::: GIVEN RECORDS :::
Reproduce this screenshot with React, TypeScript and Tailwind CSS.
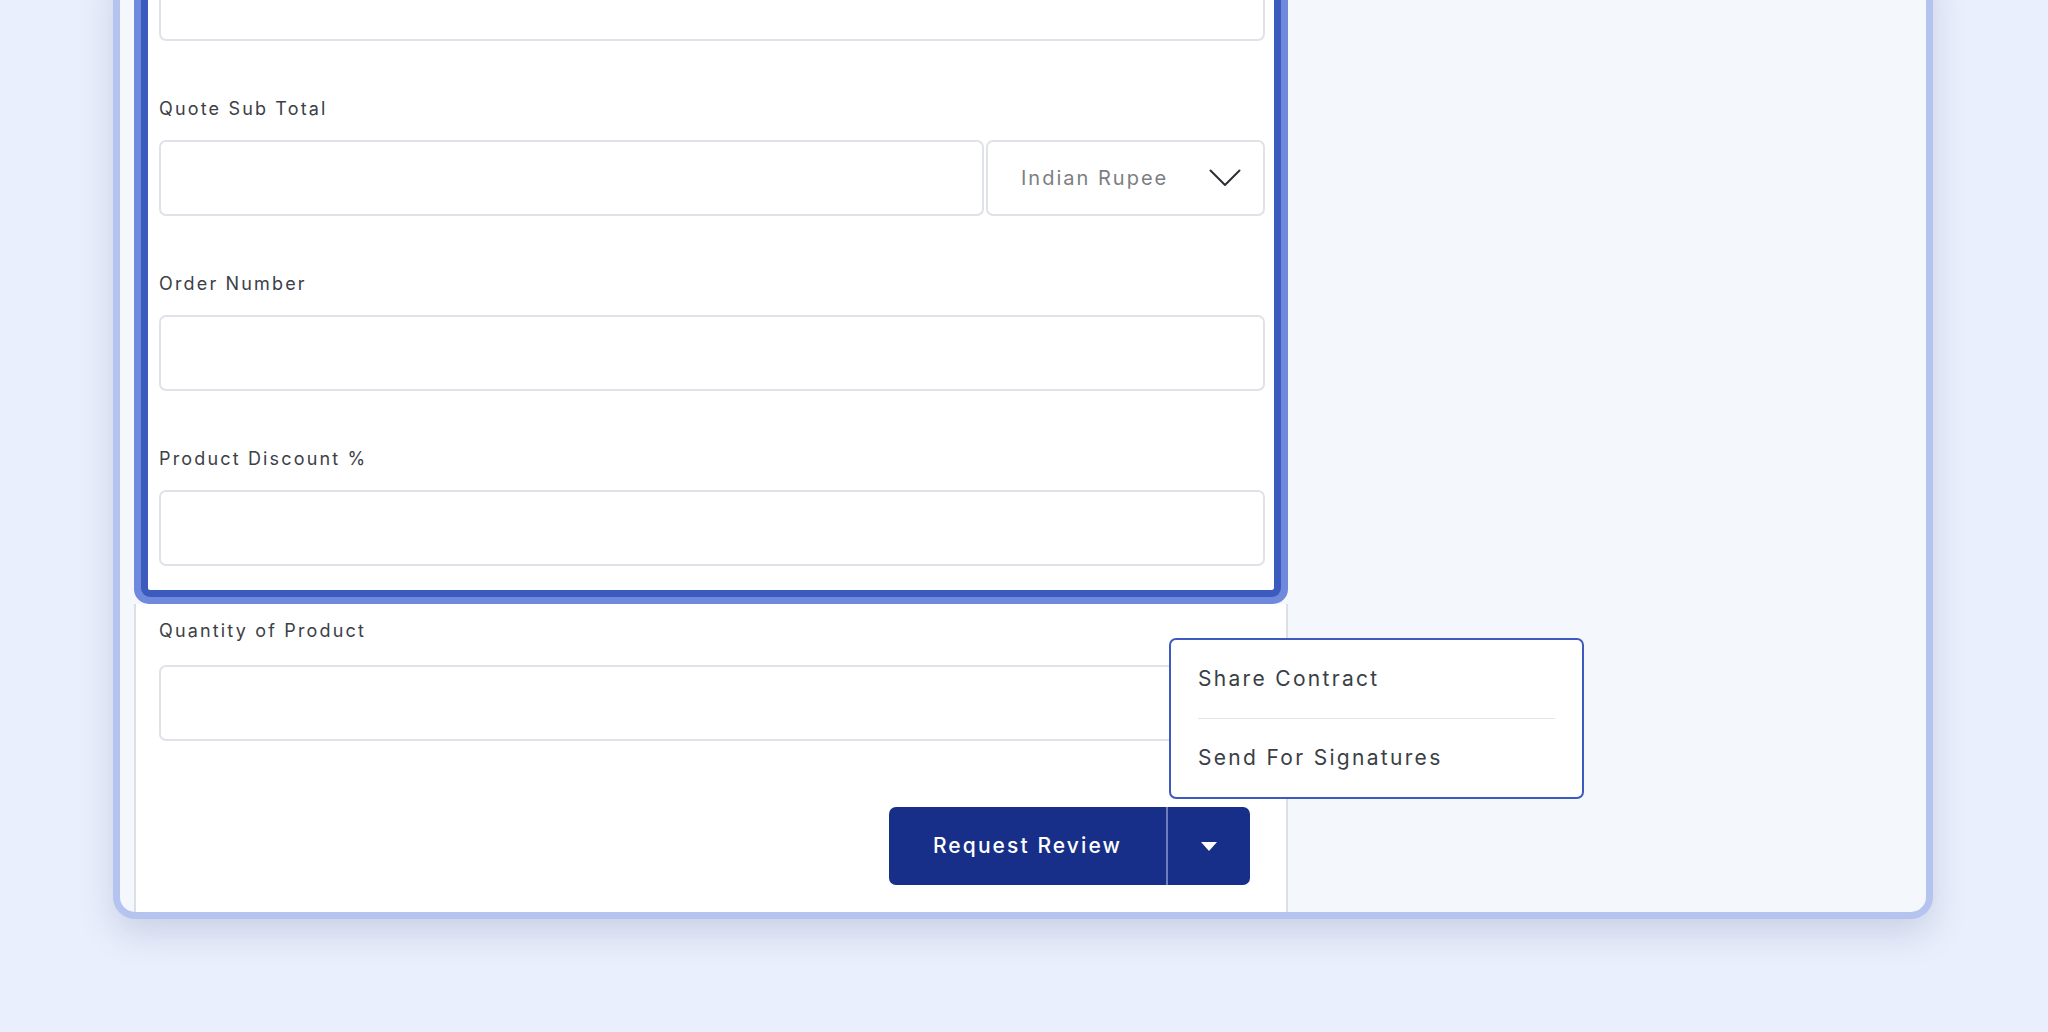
import React from 'react';

function Field({ label, children }: { label: string; children?: React.ReactNode }) {
  return (
    <div className="mt-[56px] flex flex-col">
      <label className="h-[24px] leading-[24px] text-[18px] tracking-[0.12em] text-[#3c4047]">{label}</label>
      <div className="mt-[19px]">
        {children ?? <div className="h-[76px] rounded-[7px] border-2 border-[#dfe2e6] bg-white" />}
      </div>
    </div>
  );
}

export default function App() {
  return (
    <div className="h-screen w-full overflow-hidden bg-[#e9effc] flex flex-col justify-end pb-[113px] font-['Inter',sans-serif]">
      <div className="ml-[113px] w-[1820px] rounded-b-[22px] border-[7px] border-t-0 border-[#b4c4ef] bg-[#f4f8fd] pl-[14px] shadow-[0_14px_34px_rgba(90,105,150,0.22)] flex">
        <div className="w-[1154px] flex flex-col">
          {/* highlighted block */}
          <div className="rounded-b-[15px] bg-[#6f89dc] px-[7px] pb-[7px]">
            <div className="rounded-b-[9px] border-x-[7px] border-b-[7px] border-[#3d5bbf] bg-white pl-[11px] pr-[9px] pb-[24px]">
              <div className="h-[76px] rounded-[7px] border-2 border-[#dfe2e6] bg-white" />

              <Field label="Quote Sub Total">
                <div className="flex gap-[2px]">
                  <div className="h-[76px] flex-1 rounded-[7px] border-2 border-[#dfe2e6] bg-white" />
                  <div className="h-[76px] w-[279px] rounded-[7px] border-2 border-[#dfe2e6] bg-white flex items-center justify-between pl-[33px] pr-[22px]">
                    <span className="text-[20px] tracking-[0.1em] text-[#7b7e83]">Indian Rupee</span>
                    <svg width="32" height="18" viewBox="0 0 32 18" fill="none">
                      <path d="M1.5 1.5 16 16 30.5 1.5" stroke="#2d2f33" strokeWidth="2" strokeLinecap="round" strokeLinejoin="round" />
                    </svg>
                  </div>
                </div>
              </Field>

              <Field label="Order Number" />
              <Field label="Product Discount %" />
            </div>
          </div>

          {/* rest of panel */}
          <div className="border-x-2 border-[#dcdfe3] bg-white pl-[23px] pr-[22px] pb-[27px]">
            <div className="mt-[15px] flex flex-col">
              <label className="h-[24px] leading-[24px] text-[18px] tracking-[0.12em] text-[#3c4047]">Quantity of Product</label>
              <div className="mt-[22px] h-[76px] rounded-[7px] border-2 border-[#dfe2e6] bg-white" />
            </div>

            <div className="mt-[66px] flex justify-end pr-[14px]">
              <div className="relative flex h-[78px] rounded-[7px] bg-[#172f88] text-white">
                <button className="w-[277px] text-[21px] font-medium tracking-[0.1em]">Request Review</button>
                <div className="w-[2px] bg-[#6f7eb8]" />
                <button className="w-[82px] flex items-center justify-center">
                  <svg width="16" height="9" viewBox="0 0 16 9">
                    <path d="M0 0h16L8 9z" fill="#ffffff" />
                  </svg>
                </button>

                <div className="absolute left-[280px] bottom-[86px] w-[415px] rounded-[7px] border-2 border-[#3d5bbf] bg-white px-[27px] text-[21px] tracking-[0.11em] text-[#3a3e45]">
                  <div className="h-[78px] flex items-center">Share Contract</div>
                  <div className="h-px bg-[#e3e5e8]" />
                  <div className="h-[78px] flex items-center">Send For Signatures</div>
                </div>
              </div>
            </div>
          </div>
        </div>
      </div>
    </div>
  );
}
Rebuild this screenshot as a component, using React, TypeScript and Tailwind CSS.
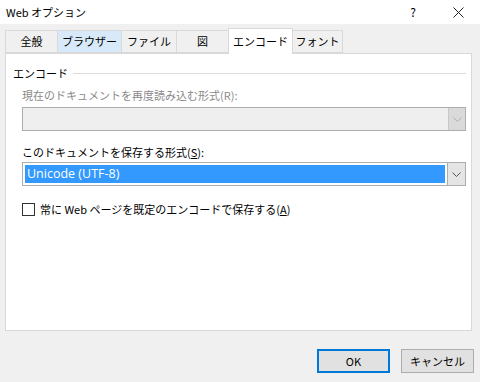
:::
[YOUR GOAL] Each record above should come back exactly the same, only without its pictures.

[COMPLETE ANSWER]
Reproduce this screenshot with React, TypeScript and Tailwind CSS.
import React from 'react';

function Field({ label, children }: { label: string; children?: React.ReactNode }) {
  return (
    <div className="mt-[56px] flex flex-col">
      <label className="h-[24px] leading-[24px] text-[18px] tracking-[0.12em] text-[#3c4047]">{label}</label>
      <div className="mt-[19px]">
        {children ?? <div className="h-[76px] rounded-[7px] border-2 border-[#dfe2e6] bg-white" />}
      </div>
    </div>
  );
}

export default function App() {
  return (
    <div className="h-screen w-full overflow-hidden bg-[#e9effc] flex flex-col justify-end pb-[113px] font-['Inter',sans-serif]">
      <div className="ml-[113px] w-[1820px] rounded-b-[22px] border-[7px] border-t-0 border-[#b4c4ef] bg-[#f4f8fd] pl-[14px] shadow-[0_14px_34px_rgba(90,105,150,0.22)] flex">
        <div className="w-[1154px] flex flex-col">
          {/* highlighted block */}
          <div className="rounded-b-[15px] bg-[#6f89dc] px-[7px] pb-[7px]">
            <div className="rounded-b-[9px] border-x-[7px] border-b-[7px] border-[#3d5bbf] bg-white pl-[11px] pr-[9px] pb-[24px]">
              <div className="h-[76px] rounded-[7px] border-2 border-[#dfe2e6] bg-white" />

              <Field label="Quote Sub Total">
                <div className="flex gap-[2px]">
                  <div className="h-[76px] flex-1 rounded-[7px] border-2 border-[#dfe2e6] bg-white" />
                  <div className="h-[76px] w-[279px] rounded-[7px] border-2 border-[#dfe2e6] bg-white flex items-center justify-between pl-[33px] pr-[22px]">
                    <span className="text-[20px] tracking-[0.1em] text-[#7b7e83]">Indian Rupee</span>
                    <svg width="32" height="18" viewBox="0 0 32 18" fill="none">
                      <path d="M1.5 1.5 16 16 30.5 1.5" stroke="#2d2f33" strokeWidth="2" strokeLinecap="round" strokeLinejoin="round" />
                    </svg>
                  </div>
                </div>
              </Field>

              <Field label="Order Number" />
              <Field label="Product Discount %" />
            </div>
          </div>

          {/* rest of panel */}
          <div className="border-x-2 border-[#dcdfe3] bg-white pl-[23px] pr-[22px] pb-[27px]">
            <div className="mt-[15px] flex flex-col">
              <label className="h-[24px] leading-[24px] text-[18px] tracking-[0.12em] text-[#3c4047]">Quantity of Product</label>
              <div className="mt-[22px] h-[76px] rounded-[7px] border-2 border-[#dfe2e6] bg-white" />
            </div>

            <div className="mt-[66px] flex justify-end pr-[14px]">
              <div className="relative flex h-[78px] rounded-[7px] bg-[#172f88] text-white">
                <button className="w-[277px] text-[21px] font-medium tracking-[0.1em]">Request Review</button>
                <div className="w-[2px] bg-[#6f7eb8]" />
                <button className="w-[82px] flex items-center justify-center">
                  <svg width="16" height="9" viewBox="0 0 16 9">
                    <path d="M0 0h16L8 9z" fill="#ffffff" />
                  </svg>
                </button>

                <div className="absolute left-[280px] bottom-[86px] w-[415px] rounded-[7px] border-2 border-[#3d5bbf] bg-white px-[27px] text-[21px] tracking-[0.11em] text-[#3a3e45]">
                  <div className="h-[78px] flex items-center">Share Contract</div>
                  <div className="h-px bg-[#e3e5e8]" />
                  <div className="h-[78px] flex items-center">Send For Signatures</div>
                </div>
              </div>
            </div>
          </div>
        </div>
      </div>
    </div>
  );
}
Rebuild this screenshot as a component, using React, TypeScript and Tailwind CSS.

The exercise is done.